Hester told me that when I was sick, I talked a lot about Francine. I didn’t know what I said, but I remember having a dream. It felt so real. I was born black, not white. It was black like charcoal. I had a small and plump body. Father and Mother both loved me. We still owned the estate, but we didn’t have black people working for us. We were just a big community helping out each other. I was happy. Every day it was the same routine, but every day felt so different. There were colors, the trees made the scenery look great. I always liked to be moving around, I would carry things on my head, walking around barefoot and I would be singing. The melody even made the birds sing with me.
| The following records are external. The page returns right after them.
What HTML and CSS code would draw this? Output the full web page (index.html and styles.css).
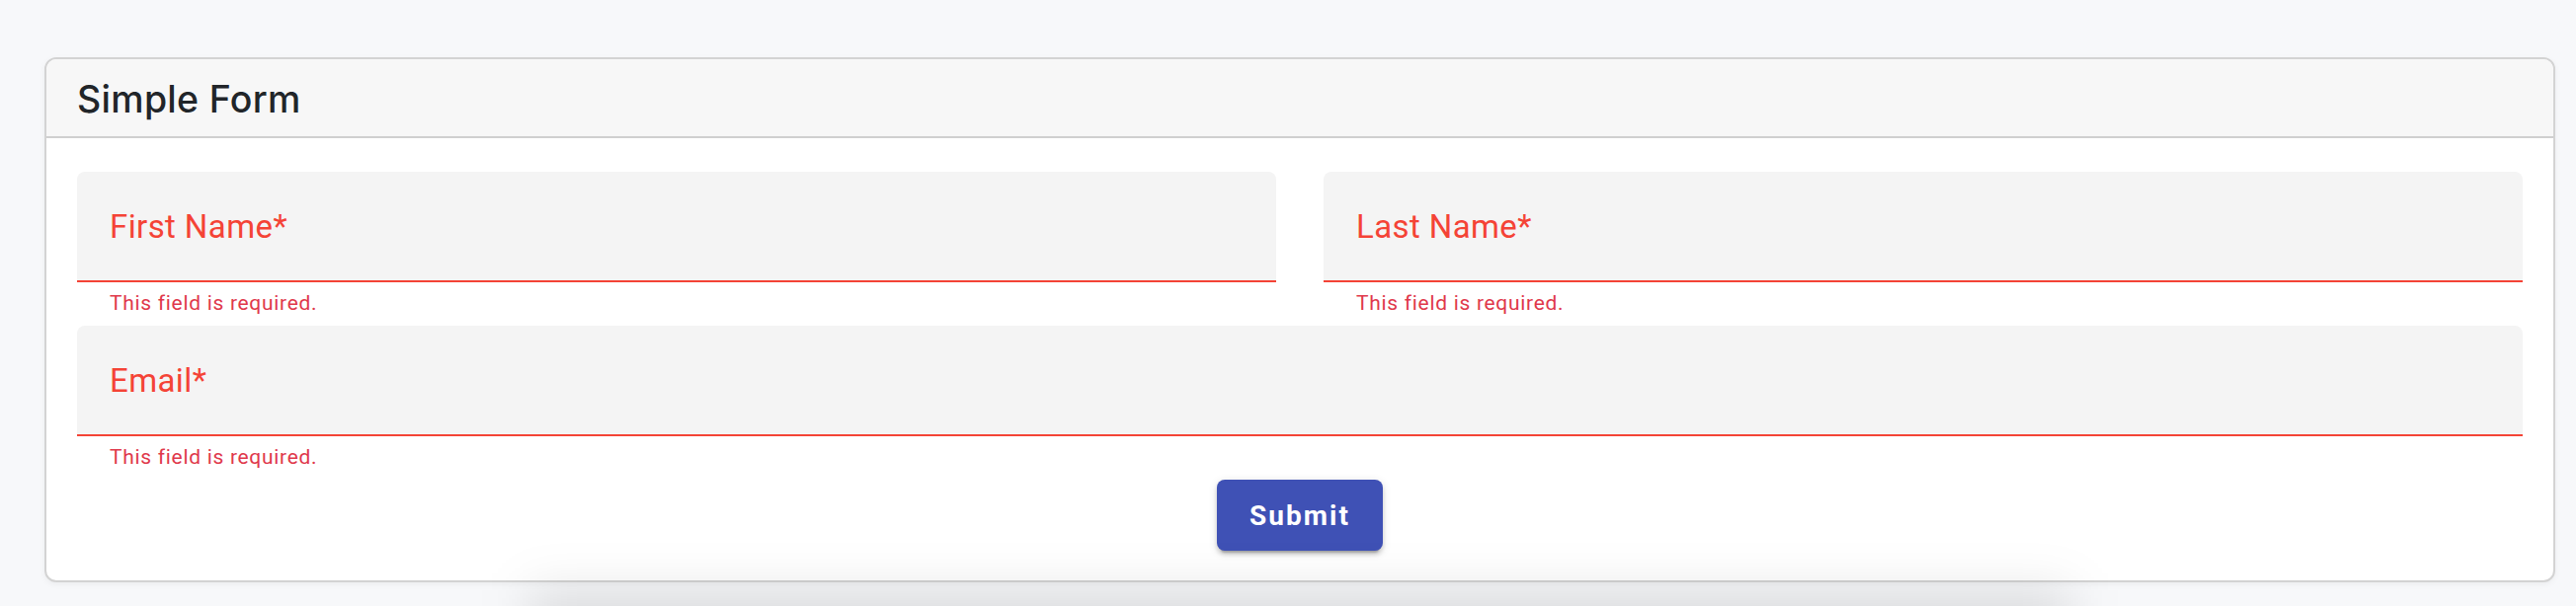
FILE: index.html
```html
<!DOCTYPE html>
<html lang="en">
<head>
<meta charset="utf-8">
<title>Simple Form</title>
<link rel="stylesheet" href="styles.css">
</head>
<body>
<main class="page">
  <section class="card">
    <header class="card-header">
      <h1 class="card-title">Simple Form</h1>
    </header>
    <form class="card-body">
      <div class="row two">
        <div class="field">
          <div class="field-box"><label class="field-label">First Name*</label></div>
          <div class="helper">This field is required.</div>
        </div>
        <div class="field">
          <div class="field-box"><label class="field-label">Last Name*</label></div>
          <div class="helper">This field is required.</div>
        </div>
      </div>
      <div class="row">
        <div class="field">
          <div class="field-box"><label class="field-label">Email*</label></div>
          <div class="helper">This field is required.</div>
        </div>
      </div>
      <div class="actions">
        <button type="button" class="btn-submit">Submit</button>
      </div>
    </form>
  </section>
</main>
</body>
</html>
```
FILE: styles.css
```css
html, body {
  margin: 0;
  padding: 0;
  height: 100%;
  overflow: hidden;
}
body {
  background: #f7f8fa;
  font-family: Roboto, "Liberation Sans", Arial, sans-serif;
}
.page {
  height: 100vh;
  box-sizing: border-box;
  overflow: hidden;
  padding: 58px 21px 0 45px;
}
.card {
  position: relative;
  background: #ffffff;
  border: 2px solid #d3d3d3;
  border-radius: 12px;
  box-shadow: 0 2px 6px rgba(0, 0, 0, 0.05);
}
.card::after {
  content: "";
  position: absolute;
  left: 50%;
  transform: translateX(-50%);
  top: calc(100% + 10px);
  width: 1560px;
  height: 120px;
  background: rgba(0, 0, 0, 0.11);
  filter: blur(25px);
  pointer-events: none;
  z-index: 2;
}
.card-header {
  background: #f7f7f7;
  border-bottom: 2px solid #cfcfcf;
  border-radius: 10px 10px 0 0;
  padding: 17px 31px 13px;
}
.card-title {
  margin: 0;
  font-family: Inter, "Liberation Sans", Arial, sans-serif;
  font-weight: 500;
  font-size: 37.5px;
  line-height: 48px;
  color: #212529;
  letter-spacing: 0.3px;
}
.card-body {
  padding: 34px 31px 30px;
  display: flex;
  flex-direction: column;
}
.row {
  display: flex;
}
.row.two {
  gap: 48px;
}
.field {
  flex: 1;
  display: flex;
  flex-direction: column;
}
.field-box {
  background: #f4f4f4;
  border-bottom: 2px solid #f44336;
  border-radius: 8px 8px 0 0;
  padding: 36px 33px 0;
  height: 74px;
}
.field-label {
  display: block;
  font-family: Roboto, sans-serif;
  font-size: 33px;
  line-height: 40px;
  letter-spacing: 0.4px;
  color: #f44336;
}
.helper {
  height: 44px;
  box-sizing: border-box;
  padding: 6px 33px 0;
  font-family: Roboto, sans-serif;
  font-size: 21px;
  line-height: 30px;
  letter-spacing: 0.7px;
  color: #e0384b;
}
.actions {
  display: flex;
  justify-content: center;
}
.btn-submit {
  width: 168px;
  height: 72px;
  border: none;
  border-radius: 8px;
  background: #3f51b5;
  color: #ffffff;
  font-family: Roboto, sans-serif;
  font-weight: 700;
  font-size: 28px;
  letter-spacing: 2px;
  padding: 0;
  display: flex;
  align-items: center;
  justify-content: center;
  box-shadow: 0 6px 2px -4px rgba(0, 0, 0, 0.2), 0 4px 4px 0 rgba(0, 0, 0, 0.14), 0 2px 10px 0 rgba(0, 0, 0, 0.12);
  cursor: pointer;
}
```
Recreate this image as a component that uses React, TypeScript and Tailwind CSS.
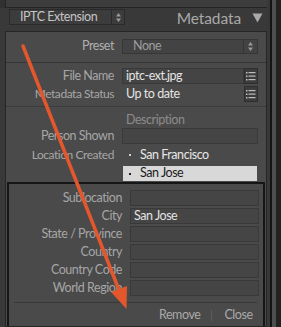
import React from "react";

const font = { fontFamily: "Lato, 'Open Sans', sans-serif" };

function UpDown() {
  return (
    <svg width="7" height="11" viewBox="0 0 7 11" className="block">
      <path d="M3.5 1 L6 4.5 H1 Z" fill="#9a9a9a" />
      <path d="M3.5 10 L6 6.5 H1 Z" fill="#9a9a9a" />
    </svg>
  );
}

function ListIcon() {
  return (
    <div className="w-[14px] h-[16px] border border-[#2e2e2e] bg-[#3c3c3c] flex items-center justify-center">
      <svg width="10" height="9" viewBox="0 0 10 9" className="block">
        <rect x="0" y="0" width="1.5" height="1.5" fill="#bdbdbd" />
        <rect x="2.5" y="0" width="7" height="1.2" fill="#bdbdbd" />
        <rect x="0" y="3.5" width="1.5" height="1.5" fill="#bdbdbd" />
        <rect x="2.5" y="3.5" width="7" height="1.2" fill="#bdbdbd" />
        <rect x="0" y="7" width="1.5" height="1.5" fill="#bdbdbd" />
        <rect x="2.5" y="7" width="7" height="1.2" fill="#bdbdbd" />
      </svg>
    </div>
  );
}

function SubRow({ label, value }: { label: string; value?: string }) {
  return (
    <div className="flex items-center h-[16px] mb-[2px]">
      <div className="w-[113px] text-right text-[12.5px] text-[#a6a6a6] leading-none whitespace-nowrap">{label}</div>
      <div className="ml-[8px] w-[129px] h-[16px] bg-[#454545] border border-[#393939] flex items-center pl-[3px] text-[12.5px] text-[#e2e2e2] leading-none">
        {value}
      </div>
    </div>
  );
}

export default function App() {
  return (
    <div className="relative w-[281px] h-[327px] overflow-hidden bg-[#393939] flex tracking-[-0.45px]" style={font}>
      <div className="w-[267px] flex flex-col">
        {/* top strip */}
        <div className="h-[8px] flex">
          <div className="w-[5px] bg-[#313131]" />
          <div className="flex-1 bg-[#3d3d3d] border-l border-b border-[#242424]" />
        </div>
        {/* header */}
        <div className="h-[23px] flex items-start">
          <div className="ml-[9px] mt-[1px] w-[116px] h-[16px] border border-[#2a2a2a] bg-[#3c3c3c] flex items-center">
            <div className="flex-1 pl-[10px] text-[12.5px] text-[#c4c4c4] leading-none">IPTC Extension</div>
            <div className="w-[13px] h-full border-l border-[#2a2a2a] flex items-center justify-center">
              <UpDown />
            </div>
          </div>
          <div className="ml-auto mt-[3px] text-[15.5px] text-[#a9a9a9] leading-none tracking-[-0.1px]">Metadata</div>
          <svg width="11" height="10" viewBox="0 0 11 10" className="ml-[11px] mt-[5px] mr-[4px]">
            <path d="M0.5 0.5 H10.5 L5.5 9.5 Z" fill="#a9a9a9" />
          </svg>
        </div>
        {/* main panel */}
        <div className="flex-1 ml-[5px] border border-[#262626] bg-[#4a4a4a] flex flex-col">
          <div className="flex items-center mt-[7px] h-[15px]">
            <div className="w-[108px] text-right text-[12.5px] text-[#b0b0b0] leading-none">Preset</div>
            <div className="ml-[8px] w-[136px] h-[15px] bg-[#434343] border border-[#363636] flex items-center">
              <div className="flex-1 pl-[10px] text-[12.5px] text-[#9c9c9c] leading-none">None</div>
              <div className="w-[14px] h-full border-l border-[#363636] flex items-center justify-center">
                <UpDown />
              </div>
            </div>
          </div>
          <div className="mt-[8px] h-px bg-[#363636]" />
          <div className="flex items-center mt-[5px] h-[16px]">
            <div className="w-[108px] text-right text-[12.5px] text-[#a6a6a6] leading-none">File Name</div>
            <div className="ml-[8px] w-[122px] h-[16px] bg-[#444444] border border-[#393939] flex items-center pl-[3px] text-[12.5px] text-[#e4e4e4] leading-none">
              iptc-ext.jpg
            </div>
            <ListIcon />
          </div>
          <div className="flex items-center mt-[2px] h-[16px]">
            <div className="w-[108px] text-right text-[12px] text-[#a6a6a6] leading-none whitespace-nowrap">Metadata Status</div>
            <div className="ml-[8px] w-[122px] pl-[4px] text-[12.5px] text-[#e4e4e4] leading-none">Up to date</div>
            <ListIcon />
          </div>
          <div className="mt-[4px] h-px bg-[#3b3b3b]" />
          <div className="mt-[7px] h-[12px] ml-[120px] text-[12.5px] text-[#8c8c8c] leading-none">Description</div>
          <div className="flex items-center mt-[2px] h-[16px]">
            <div className="w-[108px] text-right text-[12.5px] text-[#a6a6a6] leading-none whitespace-nowrap">Person Shown</div>
            <div className="ml-[8px] w-[136px] h-[16px] bg-[#454545] border border-[#393939]" />
          </div>
          <div className="flex items-center mt-[3px] h-[16px]">
            <div className="w-[108px] text-right text-[12px] text-[#a6a6a6] leading-none whitespace-nowrap">Location Created</div>
            <div className="ml-[15px] w-[2px] h-[2px] bg-[#d0d0d0]" />
            <div className="ml-[9px] text-[12.5px] text-[#e6e6e6] leading-none">San Francisco</div>
          </div>
          <div className="flex items-center mt-[3px] h-[15px]">
            <div className="ml-[117px] w-[134px] h-[15px] bg-[#d8d8d8] flex items-center">
              <div className="ml-[6px] w-[2px] h-[2px] bg-[#222]" />
              <div className="ml-[9px] text-[12.5px] text-[#1c1c1c] leading-none">San Jose</div>
            </div>
          </div>
          {/* sub panel */}
          <div className="flex-1 mt-[1px] ml-[1px] mr-[1px] border-[2px] border-b-0 border-[#161616] bg-[#4a4a4a] flex flex-col">
            <div className="mt-[6px]" />
            <SubRow label="Sublocation" />
            <SubRow label="City" value="San Jose" />
            <SubRow label="State / Province" />
            <SubRow label="Country" />
            <SubRow label="Country Code" />
            <SubRow label="World Region" />
            <div className="mt-[4px] ml-[5px] w-[243px] h-px bg-[#383838]" />
            <div className="flex items-center mt-[6px] h-[12px] text-[12.5px] text-[#a9a9a9] leading-none">
              <div className="ml-[150px]">Remove</div>
              <div className="ml-[11px] w-px h-[11px] bg-[#5c5c5c]" />
              <div className="ml-[12px]">Close</div>
            </div>
          </div>
        </div>
      </div>
      {/* right edge */}
      <div className="w-[3px] bg-[#383838]" />
      <div className="w-[2px] bg-[#141414]" />
      <div className="w-[4px] bg-[#4e4e4e]" />
      <div className="w-[5px] bg-[#222222]" />
      {/* arrow overlay */}
      <svg className="absolute left-0 top-0 pointer-events-none" width="281" height="327" viewBox="0 0 281 327">
        <line x1="23" y1="46" x2="119" y2="290" stroke="#e4572c" strokeWidth="3.5" strokeLinecap="round" />
        <path d="M111 292 L127 286 L126.5 309 Z" fill="#e4572c" />
      </svg>
    </div>
  );
}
In my dream, I was finally able to eat mangoes like Francine. I ate mangoes everyday.
I was happy.
While Anna was sick in bed all the time, I was made to run around even more, because Anna’s Father would never leave her side. It made Hester mad. What was worst, is that Anna kept calling my name then mumbling things to herself. There was one of these nights where I had a dream. I never had dreams because I was too busy to dream. I was born white. I was the Morgan’s daughter, I was still myself though, I was still Francine. I didn’t follow any black girl. I was educated. I ate meals prepared by black girls. I had a better bedroom. I had a Father that cared for me. There was no Madame punishing me. I was happy. It was finally fair. I was where I belonged.
Anna & Francine
But I woke up realizing, I wasn’t her.
I don’t know if I was happy to leave them. Madame finally got me out because she got annoyed of me and Anna wasn’t there to stop her. Sometimes, I felt like Anna looked at me differently from the other white people. Her eyes always shined when she looked at me. I think I will miss Anna.